After tuning the decision tree the predicted MSE is 6.20 which is better than the regression model.

Finally let's try a random forest model. The random forest should produce the best model as it will attempt to remove some of the correlation within the decision tree structure.

#random forest
m_random_forest_full <-randomForest(formula = fuel_economy_combined ~ ., data = train)
predict_random_forest_full <- predict(m_random_forest_full, newdata = test)
mse_random_forest_full <- RMSE(pred = predict_random_forest_full, obs = test$fuel_economy_combined) ^ 2

which.min(m_random_forest_full$mse)

#random forest tuned
m_random_forest <- randomForest(formula = fuel_economy_combined ~ ., data = train, ntree = 250)
plot(m_random_forest)
predict_random_forest <- predict(m_random_forest, newdata = test)
mse_random_forest <- RMSE(pred = predict_random_forest, obs = test$fuel_economy_combined) ^ 2

plot(tmp$test.fuel_economy_combined - tmp$r.predict_random_forrest., ylab = "residuals",main = "Random Forest")

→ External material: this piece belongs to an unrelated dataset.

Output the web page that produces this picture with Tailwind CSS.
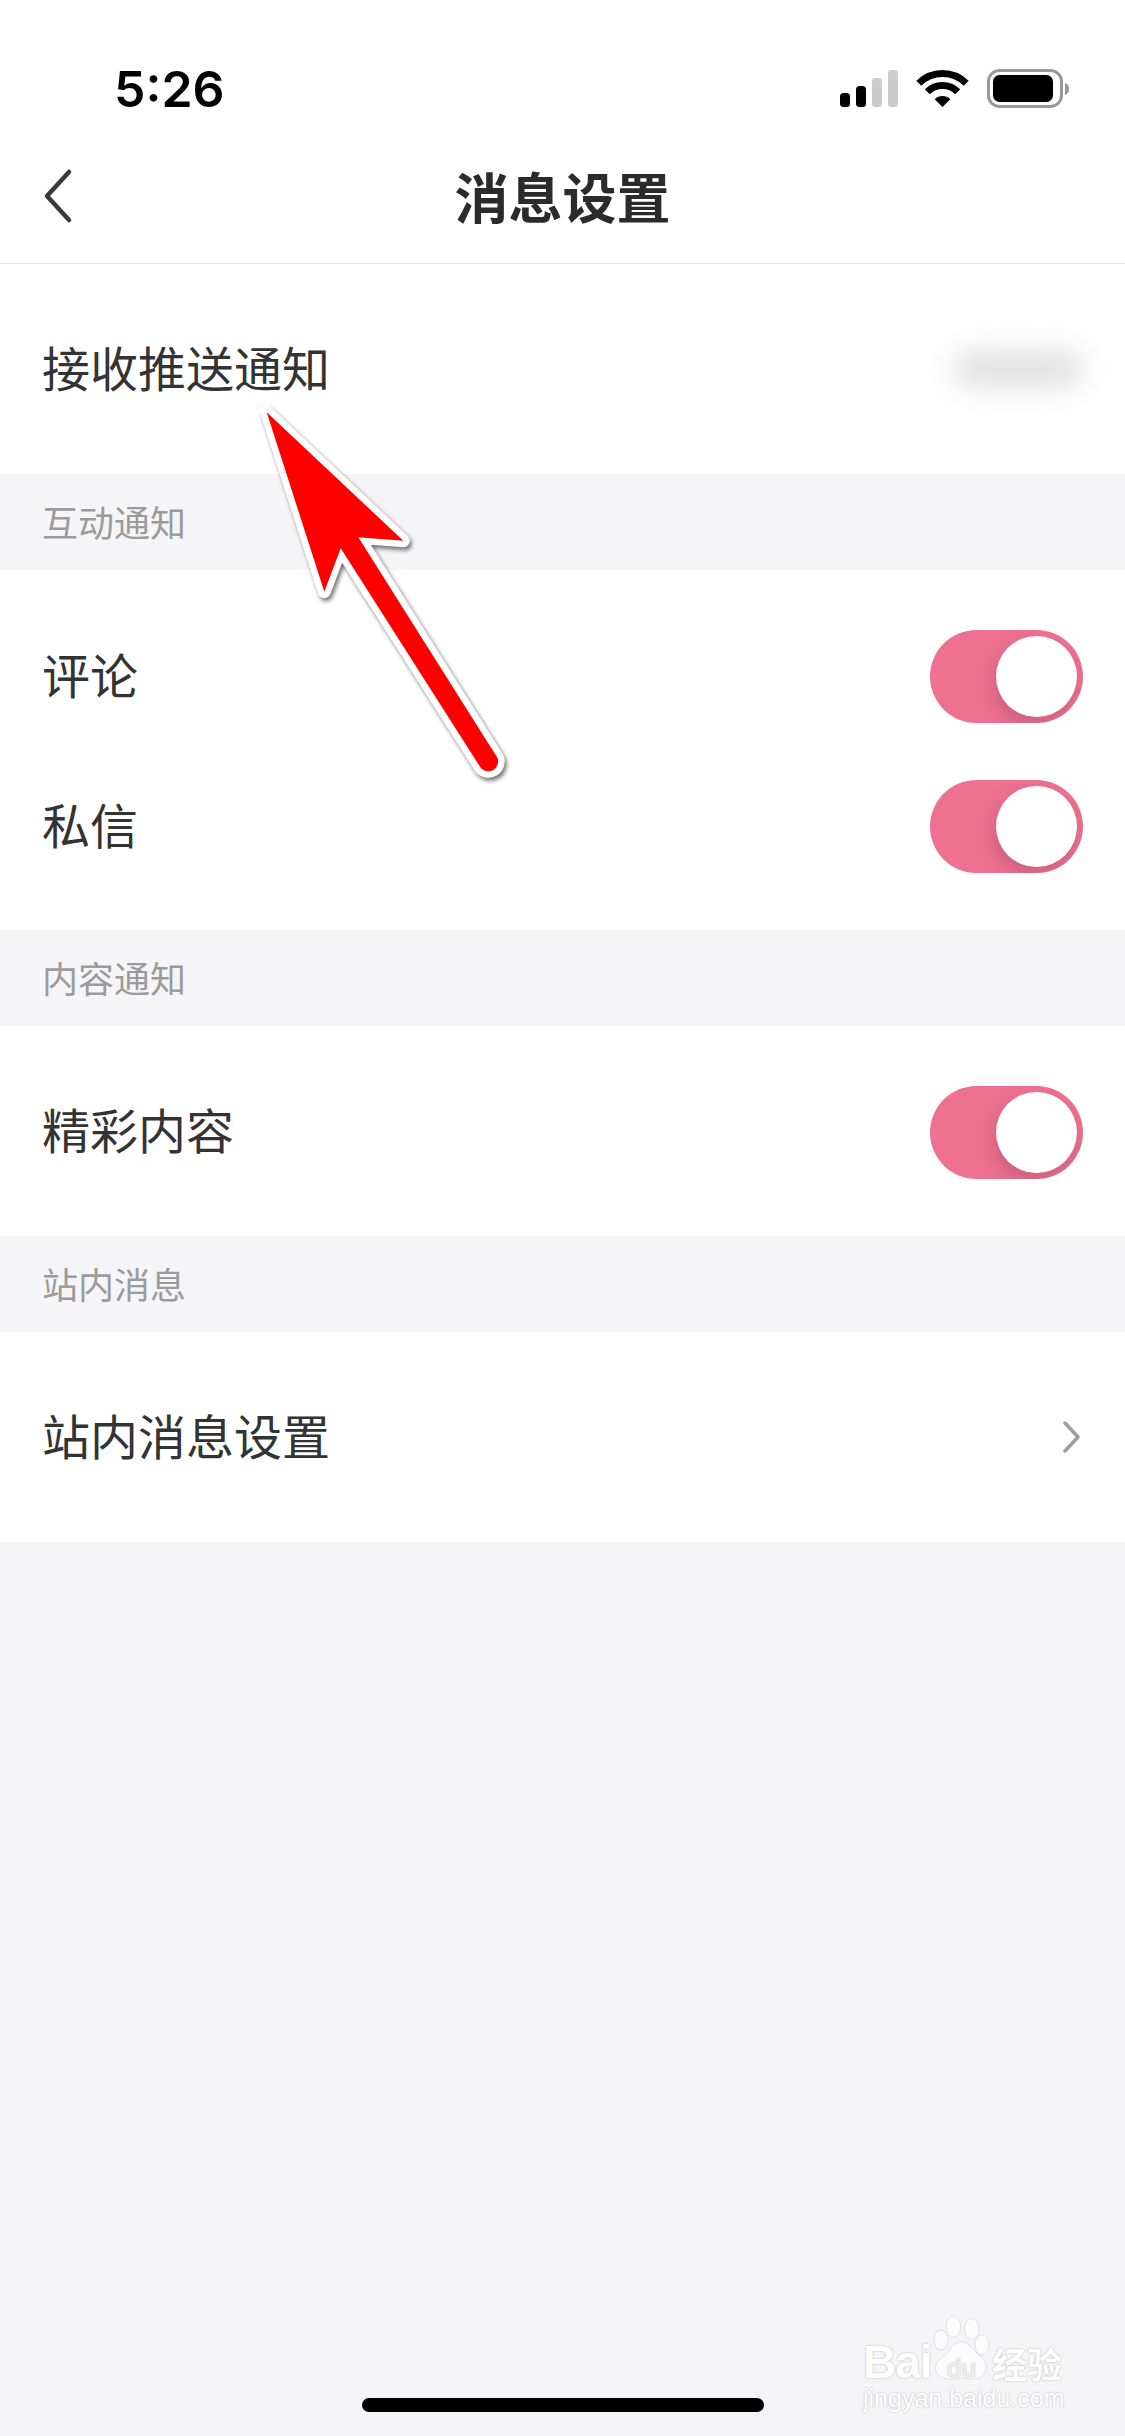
<!DOCTYPE html>
<html lang="zh">
<head>
    <meta charset="UTF-8">
    <meta name="viewport" content="width=device-width, initial-scale=1.0">
    <title>消息设置</title>
    <script src="https://cdn.jsdelivr.net/npm/@tailwindcss/browser@4"></script>
</head>
<body class="bg-[#f5f5f7] font-['Noto_Sans_CJK_SC','Noto_Sans',sans-serif]">
<div class="relative w-[1125px] h-[2436px] overflow-hidden flex flex-col">

    <!-- Status bar -->
    <div class="bg-white h-[132px] flex justify-between pl-[114px] pr-[55px] pt-[58px]">
        <span class="font-['Inter',sans-serif] font-semibold text-[50px] leading-[62px] text-black">5:26</span>
        <svg class="mt-[11px]" width="230" height="40" viewBox="840 69 230 40" fill="none">
            <rect x="840" y="93" width="10" height="14" rx="3.5" fill="#000"/>
            <rect x="856" y="86" width="10" height="21" rx="3.5" fill="#000"/>
            <rect x="872" y="78" width="10" height="29" rx="3.5" fill="#ccc"/>
            <rect x="888" y="70" width="10" height="37" rx="3.5" fill="#ccc"/>
            <path d="M918.8 83.3A33.5 33.5 0 0 1 966.2 83.3" stroke="#000" stroke-width="7"/>
            <path d="M927.3 91.8A21.5 21.5 0 0 1 957.7 91.8" stroke="#000" stroke-width="7"/>
            <path d="M942.5 107L934.7 99.2A11 11 0 0 1 950.3 99.2Z" fill="#000"/>
            <rect x="988.5" y="70.5" width="73" height="36" rx="11" stroke="#999" stroke-width="3"/>
            <rect x="993" y="75" width="60" height="27" rx="6.5" fill="#000"/>
            <path d="M1065 83C1068 84 1069 86 1069 89C1069 92 1068 94 1065 95Z" fill="#999"/>
        </svg>
    </div>

    <!-- Nav bar -->
    <div class="relative bg-white h-[132px] border-b border-[#e6e6e8] flex items-center justify-center">
        <svg class="absolute left-[42px] top-[36px]" width="32" height="56" viewBox="42 168 32 56" fill="none">
            <path d="M69 172L47 196L69 220" stroke="#3a3a3a" stroke-width="4.5" stroke-linecap="round" stroke-linejoin="round"/>
        </svg>
        <h1 class="text-[54px] leading-none font-semibold text-[#2b2b2b] mb-[3px]">消息设置</h1>
    </div>

    <!-- 接收推送通知 -->
    <div class="bg-white h-[210px] flex items-center justify-between pl-[42px] pr-[42px]">
        <span class="text-[48px] leading-none text-[#333] mb-[6px]">接收推送通知</span>
        <div class="w-[130px] h-[36px] rounded-full bg-[#e0e0e0] blur-[14px]"></div>
    </div>

    <!-- 互动通知 -->
    <div class="h-[96px] flex items-center pl-[42px]">
        <span class="text-[36px] leading-none text-[#9b9b9b] mb-[3px]">互动通知</span>
    </div>
    <div class="bg-white h-[360px] pt-[31px] flex flex-col">
        <div class="h-[150px] flex items-center justify-between pl-[42px] pr-[42px]">
            <span class="text-[48px] leading-none text-[#333] mb-[6px]">评论</span>
            <div class="w-[153px] h-[93px] rounded-full overflow-hidden bg-[#ee7190] flex items-center justify-end pr-[6px]">
                <div class="w-[81px] h-[81px] rounded-full bg-white shadow-[-2px_8px_18px_rgba(110,50,70,0.28)]"></div>
            </div>
        </div>
        <div class="h-[150px] flex items-center justify-between pl-[42px] pr-[42px]">
            <span class="text-[48px] leading-none text-[#333] mb-[6px]">私信</span>
            <div class="w-[153px] h-[93px] rounded-full overflow-hidden bg-[#ee7190] flex items-center justify-end pr-[6px]">
                <div class="w-[81px] h-[81px] rounded-full bg-white shadow-[-2px_8px_18px_rgba(110,50,70,0.28)]"></div>
            </div>
        </div>
    </div>

    <!-- 内容通知 -->
    <div class="h-[96px] flex items-center pl-[42px]">
        <span class="text-[36px] leading-none text-[#9b9b9b] mb-[3px]">内容通知</span>
    </div>
    <div class="bg-white h-[210px] flex items-center justify-between pl-[42px] pr-[42px]">
        <span class="text-[48px] leading-none text-[#333] mb-[6px]">精彩内容</span>
        <div class="w-[153px] h-[93px] mt-[3px] rounded-full overflow-hidden bg-[#ee7190] flex items-center justify-end pr-[6px]">
            <div class="w-[81px] h-[81px] rounded-full bg-white shadow-[-2px_8px_18px_rgba(110,50,70,0.28)]"></div>
        </div>
    </div>

    <!-- 站内消息 -->
    <div class="h-[96px] flex items-center pl-[42px]">
        <span class="text-[36px] leading-none text-[#9b9b9b] mb-[3px]">站内消息</span>
    </div>
    <div class="bg-white h-[210px] flex items-center justify-between pl-[42px] pr-[44px]">
        <span class="text-[48px] leading-none text-[#333] mb-[6px]">站内消息设置</span>
        <svg width="19" height="32" viewBox="0 0 19 32" fill="none">
            <path d="M3 2L16 16L3 30" stroke="#9a9ca8" stroke-width="3.5" stroke-linecap="round" stroke-linejoin="round"/>
        </svg>
    </div>

    <!-- Home indicator -->
    <div class="absolute left-[362px] top-[2398px] w-[402px] h-[14px] rounded-full bg-black"></div>

    <!-- Watermark -->
    <div class="absolute left-[863px] top-[2314px] w-[205px] h-[100px] text-white font-['Liberation_Sans',sans-serif] [text-shadow:0_0_2px_rgba(0,0,0,0.3)]">
        <svg class="absolute left-[70px] top-0" width="58" height="68" viewBox="933 2314 58 68">
            <g fill="#fbfbfb" stroke="#e2e2e4" stroke-width="1">
                <ellipse cx="953.3" cy="2326.7" rx="7.3" ry="10.7"/>
                <ellipse cx="971.7" cy="2329" rx="7.3" ry="10.7"/>
                <ellipse cx="941" cy="2340" rx="7" ry="10"/>
                <ellipse cx="982" cy="2345" rx="7" ry="10"/>
                <path d="M961 2342C970 2342 973 2350 979 2355C986 2360 988 2366 985 2372C982 2378 976 2380 968 2379C963 2378 959 2378 954 2379C946 2380 938 2378 936 2371C934 2364 939 2359 945 2355C951 2350 953 2342 961 2342Z"/>
            </g>
        </svg>
        <span class="absolute left-0 top-[23px] text-[46px] leading-[50px] font-bold tracking-[-1px]">Bai</span>
        <span class="absolute left-[84px] top-[39px] text-[26px] leading-[30px] text-[#f0f0f0]">du</span>
        <span class="absolute left-[129px] top-[25px] text-[35px] leading-[48px] font-bold font-['Noto_Sans_CJK_SC',sans-serif]">经验</span>
        <span class="absolute left-0 top-[68px] text-[25px] leading-[32px]">jingyan.baidu.com</span>
    </div>

    <!-- Red arrow annotation -->
    <svg class="absolute left-0 top-0 pointer-events-none drop-shadow-[2px_3px_2px_rgba(0,0,0,0.55)]" width="1125" height="2436" viewBox="0 0 1125 2436">
        <path d="M266.7 412.3L403.3 540.7L358.3 537.3L497.7 758.3A10 10 0 0 1 481 768.3L340.7 548.3L324.3 591.7Z" fill="#ff0000" stroke="#fff" stroke-width="13" stroke-linejoin="round"/>
        <path d="M266.7 412.3L403.3 540.7L358.3 537.3L497.7 758.3A10 10 0 0 1 481 768.3L340.7 548.3L324.3 591.7Z" fill="#ff0000"/>
    </svg>
</div>
</body>
</html>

varImpPlot(m_random_forest)

The error stabilizes at 250 trees. randomForest() by default uses 500 trees which is unnecessary.

After tuning the random forest the model has the lowest fitted and predicted MSE of 3.67 which is substantially better than the MSE of the decision tree 6.2

The random forest also has an r-squared of .9

Engine size, number of cylinders, and transmission type are the largest contributors to accuracy.